В ту же секунду, когда стержень Андерса оказался удален, жестокость физически превосходившего существа показалась ему арифметически правильной, хотя сам он, даже в детстве, не принадлежал к неограниченному контингенту сынов человеческих, которые, поймав жука, с любопытством выдавливают из него шарики кала, а затем и кишки. Андерс вдруг вспомнил (и это воспоминание показалось ему диким), что на пути сюда, в эту неизбежную точку, он был обеспокоен еще и следующим: а вдруг в самый ужасный миг (который виделся ему то смутно, а то прямо в деталях) на него нападет «медвежья болезнь», – и тогда придется, мерзко переминаясь, приумножая заранее спланированные унижения, дрожащим голосом проситься в сортир (как туда попроситься с достоинством?) – и все это к добавочному удовольствию мучителей…

В реальности все оказалось не так. Оказалось, если спихиваешь на кого-нибудь свою жизнь, все равно на кого, чувствуешь облегчение. Главное, сбросить эту ношу с себя самого, а там уж как Бог даст. (А Он щедро дает именно тем, кто равнодушнее прочих или сильнее прочих, что, во многом, одно и то же.) Каменный груз судьбы, непосильный для одного, наконец-то оказался сброшен в подвернувшуюся телегу. Телега пускай и везет. А тащивший дотоле – отдыхать теперь будет. Именно так чувствуют себя многие угодившие в больницу…

10.

…Через много лет после войны, когда люди слегка отдохнут, а потом снова устанут, – некоторым из них начнет регулярно проникать в голову некая мысль, которой они будут, безусловно, стыдиться. А потому никогда не выскажут ее вслух. Мысль эта, не такая уж и крамольная (вспомним древних греков, назвавших фатум своим словом и уж одним этим объегоривших судьбу), – мысль эта звучит так: а вдруг некоторые из тех, которые …которые стояли голыми в очереди… там, в концентрационных лагерях… в концлагерях аккуратной, трудолюбивой, богобоязненной нации… там, на высокоэффективных заводах по переработке теплого человечьего мяса… вдруг они, эти человеческие существа, уже себе не принадлежавшие, – наконец себя кому-то вручившие, а потому безучастные в этой очереди на выход, на вылет в трубу – вдруг там, в этой хорошо организованной очереди, они почувствовали покой и конечное облегчение?

11.

Наши документы в чужих руках. Где-то в провале. В царстве иных мер и весов. Бумажки: целлюлоза и краска. Какая связь между ними – и возможностью снова видеть твои глаза? Или невозможностью этого, то есть смертью? Какая связь между ними – и знанием, что твои глаза очень скоро, даже ускоренно, могут превратиться в глазницы? Никакой. Никакой связи нет. Эта не для нашей с тобой головы. Не думать.

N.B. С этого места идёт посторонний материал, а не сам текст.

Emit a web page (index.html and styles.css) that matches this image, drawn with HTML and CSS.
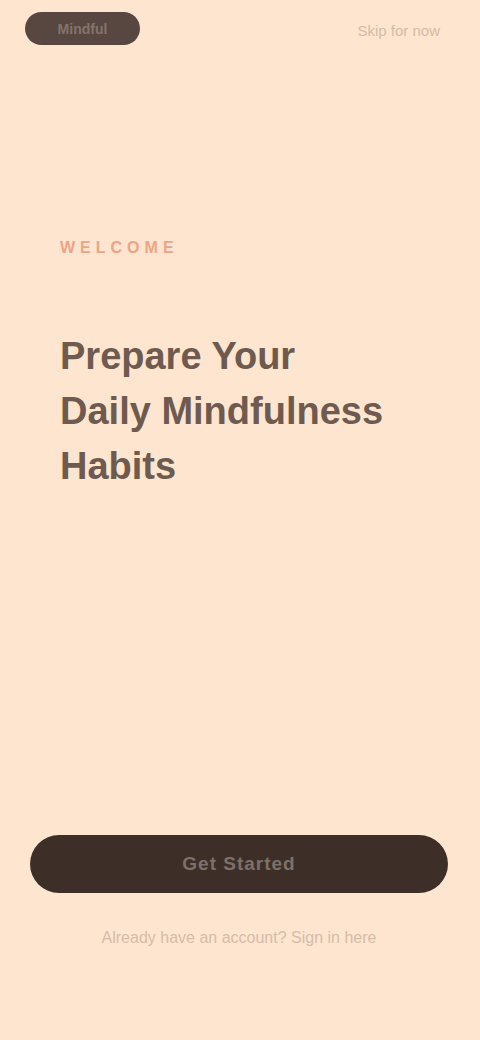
FILE: index.html
```html
<!DOCTYPE html>
<html lang="en">
<head>
<meta charset="utf-8">
<title>Welcome</title>
<link rel="stylesheet" href="styles.css">
</head>
<body>
<div class="page">
  <header class="topbar">
    <div class="brand">Mindful</div>
    <a class="skip" href="#">Skip for now</a>
  </header>
  <main class="hero">
    <div class="eyebrow">WELCOME</div>
    <h1 class="title">Prepare Your<br>Daily Mindfulness<br>Habits</h1>
  </main>
  <footer class="actions">
    <button class="cta">Get Started</button>
    <p class="note">Already have an account? Sign in here</p>
  </footer>
</div>
</body>
</html>
```

FILE: styles.css
```css
* { box-sizing: border-box; }
html, body {
  margin: 0;
  padding: 0;
  background: #fde5cf;
  font-family: "Liberation Sans", Arial, sans-serif;
}
.page {
  height: 1040px;
  display: flex;
  flex-direction: column;
}
.topbar {
  display: flex;
  justify-content: space-between;
  align-items: center;
  padding: 12px 40px 0 25px;
}
.brand {
  width: 115px;
  height: 33px;
  border-radius: 17px;
  background: #574740;
  color: #85736a;
  font-size: 14px;
  font-weight: 700;
  display: flex;
  align-items: center;
  justify-content: center;
}
.skip {
  margin-top: 4px;
  color: #d4baa6;
  font-size: 15px;
  text-decoration: none;
}
.hero {
  padding: 194px 40px 0 60px;
  flex: 1;
}
.eyebrow {
  color: #eea486;
  font-size: 16px;
  font-weight: 700;
  letter-spacing: 5px;
}
.title {
  margin: 72px 0 0;
  color: #6e5a4e;
  font-size: 38px;
  font-weight: 700;
  line-height: 55px;
}
.actions {
  padding: 0 32px 93px 30px;
  display: flex;
  flex-direction: column;
  align-items: center;
}
.cta {
  width: 418px;
  height: 58px;
  border: 0;
  border-radius: 29px;
  background: #3d2f28;
  color: #7d706a;
  font-family: "Liberation Sans", Arial, sans-serif;
  font-size: 19px;
  font-weight: 700;
  letter-spacing: 1px;
}
.note {
  margin: 36px 0 0;
  color: #d6bca8;
  font-size: 16px;
}
```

Несведущие даже в собственных усредненных душах состряпали вульгарный миф: за миг до гибели «пред мысленным взором человека» проносится набор земных эпизодов аж от самого внутриутробья, – они мелькают, пятна лиц в солдатском строю, – пятна лиц, сливающихся в белую ленту, ни одно лицо, ни один эпизод не нарушает заданного линейкой порядка: привычная, лишь запущенная на внеземную скорость, пленочка братьев Люмьер.

Все это чушь. Ни в жизни, ни во снах, ни в предсмертье мир чувств не осуществляет себя линейно. Мириады частиц разлетевшейся во все стороны капли не имеют и тени родства с общепонятной «очередью». И, кроме того: предсмертная секунда – она лишь снаружи секунда, а внутри она как раз и равна продолжительности пройденного пути. Не ускоришь.

12.

В миг, когда его судьба, вместе с судьбой не отделимой от него женщины, оказалась так грубо-овеществленно отданной в чужие руки, Андерс увидел свою жизнь именно единым разом, всеохватно. Да: он увидел все эпизоды прошлого одновременно. Но, поскольку в такой форме они не поддаются понятному людям воспроизведению, остается выбрать из них лишь несколько и, вынужденно, применить все тот же условный, изначально несовершенный – заведомо искажающий чувства и мысли – линейный ход.

…Андерс видел море. Оно не было морем его страны, к которому надо подниматься – иногда даже по лестнице – и которое не увидишь с горы, потому что в его стране нет гор. Море, представленное его зрению, обозревалось им откуда-то сверху, с большой высоты. Воды данного моря не были собственностью какого-либо государства – то были Планетарные Воды Земли. Как и небо над ним, Планетарное море казалось гладко-синим, ровным, полностью безучастным к человеку. И оттого оно, Планетарное море, было страшным.